Implications?  This isn't the Marshall Plan.  This is adding the word "West" to one sign, and "South", to another.  The only "burden" would be changing ones address on checks, stationary, credit card statements, license, and whatever else you have your home, or business,  address attached to.  The cost?  Whatever it takes the DPW to make a few new road signs, and to pay for some of those address changes, but if one just waits until it's time to reorder stationary it won't cost anymore than it normally would.

Sometimes, no, I take that back,  a lot of the time, town government can make a lot work for a little job.  Oh, I know they are only being thorough, but for something like this, that only needs to take a day, or so. Just agree that the idea is good, and has merit, then get all those people mentioned above for a meeting on the front lawn of the Town Hall.  Once everyone is on the lawn, the Chairman of the BOS should point to the south and simply state, "That is Main Street South.  It goes from over there, to the Southbridge line.  Now, up thataway," he will say pointing to the north, "is Main Street West.  It goes from where South Main starts, to the Brimfield line.  Tell everyone to update their addresses, and we'll make the signs."  Then adjourn.  I think the police, fire, and post office will get it.

They all mean well, but I think they go a bit overboard because they feel they have to, or people will rise up.  For little things, that are good ideas, and would be best put into place sooner, rather than later, I believe the people will not take up torches and pitchforks.

Of course, this IS Sturbridge...


  1. Why not use the correct address of rte.131 or rte. 20. I have lived in Sturbridge many, many years and never call 131 or 20..Main street. We do not have a main street. I do like that someone wants to do something about the situation.

  2. Wally, as usual, you make a lot of sense and I agree with your thinking in this matter. It's so simple, or it should be. There are many more important things that need attention. If we need to vote on the West and South Main Street designations we can just do that at some point in the future, at the same time we vote on other matters. Thanks for keeping us informed.

  3. I appreciate the Selectmen's decision and agree with them 100%. If you owned a business, maybe you'd understand the situation better. Once again, they're doing it the right way, crossing the t's and dotting the i's.
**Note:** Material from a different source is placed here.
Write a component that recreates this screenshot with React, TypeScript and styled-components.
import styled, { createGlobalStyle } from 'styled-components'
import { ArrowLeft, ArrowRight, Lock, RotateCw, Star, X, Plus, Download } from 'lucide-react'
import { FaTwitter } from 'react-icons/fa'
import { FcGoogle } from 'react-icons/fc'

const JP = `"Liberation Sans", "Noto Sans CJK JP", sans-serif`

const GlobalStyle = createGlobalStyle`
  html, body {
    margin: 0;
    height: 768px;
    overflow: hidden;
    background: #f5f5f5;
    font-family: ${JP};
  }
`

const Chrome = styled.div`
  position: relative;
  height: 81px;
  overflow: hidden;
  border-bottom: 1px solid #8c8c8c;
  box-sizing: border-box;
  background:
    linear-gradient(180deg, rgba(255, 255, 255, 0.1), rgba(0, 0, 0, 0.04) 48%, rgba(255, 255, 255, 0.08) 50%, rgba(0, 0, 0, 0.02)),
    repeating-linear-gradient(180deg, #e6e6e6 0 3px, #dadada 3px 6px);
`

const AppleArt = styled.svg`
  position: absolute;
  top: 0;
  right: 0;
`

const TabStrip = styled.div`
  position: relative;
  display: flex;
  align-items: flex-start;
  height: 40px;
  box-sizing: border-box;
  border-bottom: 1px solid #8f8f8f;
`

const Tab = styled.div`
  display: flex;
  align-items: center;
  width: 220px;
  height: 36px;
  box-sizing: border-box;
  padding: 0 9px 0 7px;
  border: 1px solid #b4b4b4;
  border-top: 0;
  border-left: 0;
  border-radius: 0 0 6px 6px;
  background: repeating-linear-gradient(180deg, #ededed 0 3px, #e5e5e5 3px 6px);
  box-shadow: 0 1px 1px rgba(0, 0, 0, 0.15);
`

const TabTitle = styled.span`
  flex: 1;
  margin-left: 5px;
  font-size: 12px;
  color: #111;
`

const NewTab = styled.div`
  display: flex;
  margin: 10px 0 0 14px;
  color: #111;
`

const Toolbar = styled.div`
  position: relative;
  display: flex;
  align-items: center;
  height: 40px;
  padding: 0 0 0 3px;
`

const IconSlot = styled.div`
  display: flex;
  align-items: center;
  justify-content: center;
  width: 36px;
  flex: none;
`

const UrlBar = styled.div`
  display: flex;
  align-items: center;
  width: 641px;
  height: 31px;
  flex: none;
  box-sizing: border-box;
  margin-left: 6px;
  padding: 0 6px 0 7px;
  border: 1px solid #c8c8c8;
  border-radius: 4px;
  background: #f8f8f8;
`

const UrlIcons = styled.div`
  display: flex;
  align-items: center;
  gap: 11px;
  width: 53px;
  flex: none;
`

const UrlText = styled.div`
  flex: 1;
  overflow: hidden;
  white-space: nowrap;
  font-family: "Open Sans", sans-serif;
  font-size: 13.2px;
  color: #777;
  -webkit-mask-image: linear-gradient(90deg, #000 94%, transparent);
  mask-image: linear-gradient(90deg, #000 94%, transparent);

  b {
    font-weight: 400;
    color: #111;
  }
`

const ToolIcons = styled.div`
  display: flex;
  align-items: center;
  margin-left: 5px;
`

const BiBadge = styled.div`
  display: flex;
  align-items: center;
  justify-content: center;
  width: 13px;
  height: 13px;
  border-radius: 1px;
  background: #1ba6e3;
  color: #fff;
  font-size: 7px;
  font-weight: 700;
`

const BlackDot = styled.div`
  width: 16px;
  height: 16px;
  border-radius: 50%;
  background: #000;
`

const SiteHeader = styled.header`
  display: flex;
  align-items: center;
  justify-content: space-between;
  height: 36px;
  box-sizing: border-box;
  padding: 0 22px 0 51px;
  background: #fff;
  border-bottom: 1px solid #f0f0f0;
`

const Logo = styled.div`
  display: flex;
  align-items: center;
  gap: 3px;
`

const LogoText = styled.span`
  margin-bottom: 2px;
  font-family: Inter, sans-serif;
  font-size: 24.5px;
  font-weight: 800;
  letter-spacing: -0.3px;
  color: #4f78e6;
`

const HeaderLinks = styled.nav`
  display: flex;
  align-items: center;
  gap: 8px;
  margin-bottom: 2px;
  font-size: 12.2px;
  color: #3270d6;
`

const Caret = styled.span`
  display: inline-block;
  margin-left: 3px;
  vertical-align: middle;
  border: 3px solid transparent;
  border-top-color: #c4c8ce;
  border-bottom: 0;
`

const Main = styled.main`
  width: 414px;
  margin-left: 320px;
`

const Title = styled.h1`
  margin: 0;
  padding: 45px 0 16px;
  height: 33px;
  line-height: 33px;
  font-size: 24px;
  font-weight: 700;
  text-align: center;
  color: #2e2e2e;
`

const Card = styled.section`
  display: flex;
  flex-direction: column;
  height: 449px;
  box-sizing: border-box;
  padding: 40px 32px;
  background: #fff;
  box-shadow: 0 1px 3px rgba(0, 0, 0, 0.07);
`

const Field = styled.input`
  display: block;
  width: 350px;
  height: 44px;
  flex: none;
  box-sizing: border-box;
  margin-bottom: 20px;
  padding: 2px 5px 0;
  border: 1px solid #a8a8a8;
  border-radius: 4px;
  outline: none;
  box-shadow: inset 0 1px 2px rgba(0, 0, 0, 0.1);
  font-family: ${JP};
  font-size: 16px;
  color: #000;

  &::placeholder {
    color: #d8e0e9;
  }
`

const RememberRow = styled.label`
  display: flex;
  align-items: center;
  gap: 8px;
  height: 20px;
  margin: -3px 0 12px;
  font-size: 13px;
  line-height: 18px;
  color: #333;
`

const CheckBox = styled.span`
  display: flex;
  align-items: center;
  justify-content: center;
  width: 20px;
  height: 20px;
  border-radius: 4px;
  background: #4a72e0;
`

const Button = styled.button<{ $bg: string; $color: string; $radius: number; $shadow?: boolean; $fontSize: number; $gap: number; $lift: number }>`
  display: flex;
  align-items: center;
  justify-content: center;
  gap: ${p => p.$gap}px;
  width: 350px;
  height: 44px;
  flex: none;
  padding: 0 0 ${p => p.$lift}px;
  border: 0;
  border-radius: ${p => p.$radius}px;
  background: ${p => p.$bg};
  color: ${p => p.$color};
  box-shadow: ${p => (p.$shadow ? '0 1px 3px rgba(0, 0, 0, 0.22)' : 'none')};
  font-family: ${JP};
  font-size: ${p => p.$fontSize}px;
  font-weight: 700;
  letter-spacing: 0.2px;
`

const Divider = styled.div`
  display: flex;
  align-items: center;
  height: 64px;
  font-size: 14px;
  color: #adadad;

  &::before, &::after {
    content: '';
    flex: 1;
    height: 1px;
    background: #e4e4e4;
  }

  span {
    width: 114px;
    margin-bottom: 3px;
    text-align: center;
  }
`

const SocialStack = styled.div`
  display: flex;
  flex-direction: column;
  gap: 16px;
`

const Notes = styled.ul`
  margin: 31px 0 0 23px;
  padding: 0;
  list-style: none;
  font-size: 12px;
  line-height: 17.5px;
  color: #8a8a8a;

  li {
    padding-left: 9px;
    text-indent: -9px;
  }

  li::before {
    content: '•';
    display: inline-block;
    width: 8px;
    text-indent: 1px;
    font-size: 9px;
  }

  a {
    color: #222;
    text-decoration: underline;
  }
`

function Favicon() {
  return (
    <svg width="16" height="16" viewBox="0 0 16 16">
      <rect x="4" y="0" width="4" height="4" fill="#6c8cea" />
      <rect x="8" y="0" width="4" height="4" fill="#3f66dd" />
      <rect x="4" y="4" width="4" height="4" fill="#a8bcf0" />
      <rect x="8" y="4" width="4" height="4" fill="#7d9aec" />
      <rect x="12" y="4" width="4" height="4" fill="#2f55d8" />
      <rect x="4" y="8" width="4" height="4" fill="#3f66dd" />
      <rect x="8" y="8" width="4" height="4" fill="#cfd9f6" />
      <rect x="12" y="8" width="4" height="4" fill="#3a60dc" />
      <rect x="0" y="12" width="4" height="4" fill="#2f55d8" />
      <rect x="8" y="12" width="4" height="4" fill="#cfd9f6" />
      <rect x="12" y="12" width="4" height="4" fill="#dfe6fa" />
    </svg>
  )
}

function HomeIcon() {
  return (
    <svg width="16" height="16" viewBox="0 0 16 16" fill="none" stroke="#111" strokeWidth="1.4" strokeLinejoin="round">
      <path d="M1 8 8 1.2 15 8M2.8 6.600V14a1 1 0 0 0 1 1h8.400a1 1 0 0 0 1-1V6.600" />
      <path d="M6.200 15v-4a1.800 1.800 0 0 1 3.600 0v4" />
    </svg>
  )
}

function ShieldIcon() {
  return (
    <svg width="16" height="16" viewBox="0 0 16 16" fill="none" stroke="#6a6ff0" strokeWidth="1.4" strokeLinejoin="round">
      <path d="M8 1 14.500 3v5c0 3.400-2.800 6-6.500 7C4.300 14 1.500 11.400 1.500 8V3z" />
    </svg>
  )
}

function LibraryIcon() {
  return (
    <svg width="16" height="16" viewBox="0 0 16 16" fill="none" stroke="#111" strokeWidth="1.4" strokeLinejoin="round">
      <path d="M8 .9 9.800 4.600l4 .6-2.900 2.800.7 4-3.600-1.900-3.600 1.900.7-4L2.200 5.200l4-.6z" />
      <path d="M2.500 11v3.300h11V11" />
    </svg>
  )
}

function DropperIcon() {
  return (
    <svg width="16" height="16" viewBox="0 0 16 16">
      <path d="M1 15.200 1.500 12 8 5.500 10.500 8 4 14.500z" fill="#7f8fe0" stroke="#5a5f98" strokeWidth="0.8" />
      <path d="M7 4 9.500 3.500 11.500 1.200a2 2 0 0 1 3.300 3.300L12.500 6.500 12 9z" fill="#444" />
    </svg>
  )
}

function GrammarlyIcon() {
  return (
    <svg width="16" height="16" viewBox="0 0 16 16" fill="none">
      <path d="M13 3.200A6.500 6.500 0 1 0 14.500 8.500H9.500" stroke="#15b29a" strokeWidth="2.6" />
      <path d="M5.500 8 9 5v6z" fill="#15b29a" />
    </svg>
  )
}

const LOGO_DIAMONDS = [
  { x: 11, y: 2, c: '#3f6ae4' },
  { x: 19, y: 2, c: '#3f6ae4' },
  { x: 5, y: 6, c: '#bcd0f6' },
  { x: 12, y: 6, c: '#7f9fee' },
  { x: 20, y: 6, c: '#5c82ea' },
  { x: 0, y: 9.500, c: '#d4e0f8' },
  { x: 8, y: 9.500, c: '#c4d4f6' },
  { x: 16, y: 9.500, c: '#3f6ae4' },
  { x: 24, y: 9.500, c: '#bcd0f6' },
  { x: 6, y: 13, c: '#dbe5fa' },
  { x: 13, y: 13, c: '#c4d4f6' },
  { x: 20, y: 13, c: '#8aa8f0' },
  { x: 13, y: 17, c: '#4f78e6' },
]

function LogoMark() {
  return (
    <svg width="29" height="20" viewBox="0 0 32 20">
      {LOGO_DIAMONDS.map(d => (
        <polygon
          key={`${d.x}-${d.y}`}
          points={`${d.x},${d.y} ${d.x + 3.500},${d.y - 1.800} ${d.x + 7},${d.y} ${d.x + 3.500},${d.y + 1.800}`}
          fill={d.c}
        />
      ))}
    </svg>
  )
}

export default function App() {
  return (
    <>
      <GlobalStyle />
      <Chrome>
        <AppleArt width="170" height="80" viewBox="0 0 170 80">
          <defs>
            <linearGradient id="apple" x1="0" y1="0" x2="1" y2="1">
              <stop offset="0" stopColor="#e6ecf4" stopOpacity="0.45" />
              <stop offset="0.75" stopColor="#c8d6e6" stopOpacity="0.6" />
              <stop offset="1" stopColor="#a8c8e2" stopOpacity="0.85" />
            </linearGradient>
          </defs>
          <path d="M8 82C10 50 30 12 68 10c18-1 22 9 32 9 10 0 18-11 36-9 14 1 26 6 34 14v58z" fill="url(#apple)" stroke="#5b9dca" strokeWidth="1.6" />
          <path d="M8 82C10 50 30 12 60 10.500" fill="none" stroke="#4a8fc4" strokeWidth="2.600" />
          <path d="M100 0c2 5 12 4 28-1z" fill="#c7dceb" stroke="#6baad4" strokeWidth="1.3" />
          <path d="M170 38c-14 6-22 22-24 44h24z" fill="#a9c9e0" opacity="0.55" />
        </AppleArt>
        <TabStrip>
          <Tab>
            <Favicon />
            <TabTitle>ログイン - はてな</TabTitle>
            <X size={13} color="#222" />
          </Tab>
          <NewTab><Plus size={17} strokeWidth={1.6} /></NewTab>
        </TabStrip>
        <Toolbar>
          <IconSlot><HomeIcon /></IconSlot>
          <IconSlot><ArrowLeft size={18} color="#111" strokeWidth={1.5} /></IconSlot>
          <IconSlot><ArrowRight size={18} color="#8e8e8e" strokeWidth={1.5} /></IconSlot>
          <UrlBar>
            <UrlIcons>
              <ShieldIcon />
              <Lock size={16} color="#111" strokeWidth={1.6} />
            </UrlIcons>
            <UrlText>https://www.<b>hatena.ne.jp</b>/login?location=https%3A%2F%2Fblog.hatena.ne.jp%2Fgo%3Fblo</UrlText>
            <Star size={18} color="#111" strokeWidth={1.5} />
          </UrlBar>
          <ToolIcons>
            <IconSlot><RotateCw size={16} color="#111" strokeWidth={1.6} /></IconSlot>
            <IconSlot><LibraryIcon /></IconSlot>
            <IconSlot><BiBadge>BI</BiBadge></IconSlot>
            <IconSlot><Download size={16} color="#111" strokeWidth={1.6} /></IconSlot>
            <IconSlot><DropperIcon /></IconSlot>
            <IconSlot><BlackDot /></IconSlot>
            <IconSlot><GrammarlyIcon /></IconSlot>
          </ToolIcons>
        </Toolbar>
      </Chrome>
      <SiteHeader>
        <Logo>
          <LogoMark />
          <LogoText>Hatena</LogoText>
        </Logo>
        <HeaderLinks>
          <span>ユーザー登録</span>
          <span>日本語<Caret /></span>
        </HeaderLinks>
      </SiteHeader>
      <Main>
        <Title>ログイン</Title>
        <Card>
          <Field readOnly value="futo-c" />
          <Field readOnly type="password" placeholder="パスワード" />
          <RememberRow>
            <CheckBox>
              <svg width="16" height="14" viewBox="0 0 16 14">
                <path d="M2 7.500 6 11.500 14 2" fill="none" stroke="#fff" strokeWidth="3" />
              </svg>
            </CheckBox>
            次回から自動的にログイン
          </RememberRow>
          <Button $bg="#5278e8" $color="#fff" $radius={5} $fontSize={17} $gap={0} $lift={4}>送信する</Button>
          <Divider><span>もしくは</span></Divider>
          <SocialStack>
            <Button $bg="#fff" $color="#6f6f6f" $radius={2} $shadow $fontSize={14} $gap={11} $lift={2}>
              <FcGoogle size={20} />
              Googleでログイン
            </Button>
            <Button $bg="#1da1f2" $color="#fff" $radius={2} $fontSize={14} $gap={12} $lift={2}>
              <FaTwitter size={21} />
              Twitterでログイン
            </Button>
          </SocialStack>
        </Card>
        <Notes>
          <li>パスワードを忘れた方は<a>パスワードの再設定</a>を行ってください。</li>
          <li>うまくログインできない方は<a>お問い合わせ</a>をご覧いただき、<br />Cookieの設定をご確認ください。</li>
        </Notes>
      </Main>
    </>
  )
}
    It's interesting that you would have them simplify this issue to the point of "just do it" but they were chastised repeatedly over the ADA issue at Town Hall and the intersection at Route 20 and Haynes Hill, both which they had no control over but had to pick up the pieces after other over-simplified or just overlooked important aspects of those issue.

    I mean, really, there is no pleasing some folks.
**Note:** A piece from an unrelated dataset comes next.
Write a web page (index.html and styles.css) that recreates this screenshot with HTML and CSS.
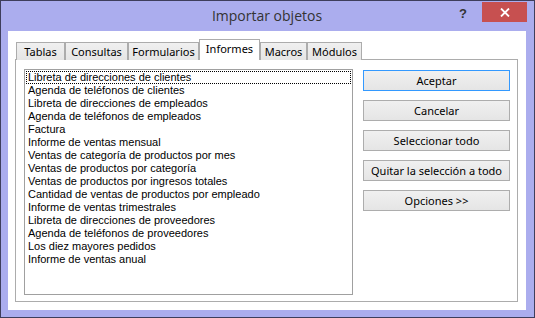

  4. For some things, it is a simple matter to put a change into effect. There would be no adverse repercussions making a decision either way on something like this. Then, there are the issues like the ADA issue when not enough input was given to something that would have repercussions if a wrong decision was made. One can't make up for past failures by going overboard on the simple things now. It is like tying ones shoes, and then gluing the laces together so they won't come unties again. It's called overkill, and in effect is a failure in itself. Save the "i" dotting, and "t" crossing for issues that need them m like the ADA, and make simple decisions quickly, confidently, and well for the benefit of all.

  5. Let's think about this rationalyTuesday, January 25, 2011

    Oh, come on, Anonymous! Has common sense flown out of those drafty single-paned windows under the slate roof, or have all the offices gotten up to 100 degrees and made it hard to think?

  6. By the way, Anonymous, where is the intersection of Route 20 and Haynes Hill? I've never heard of it.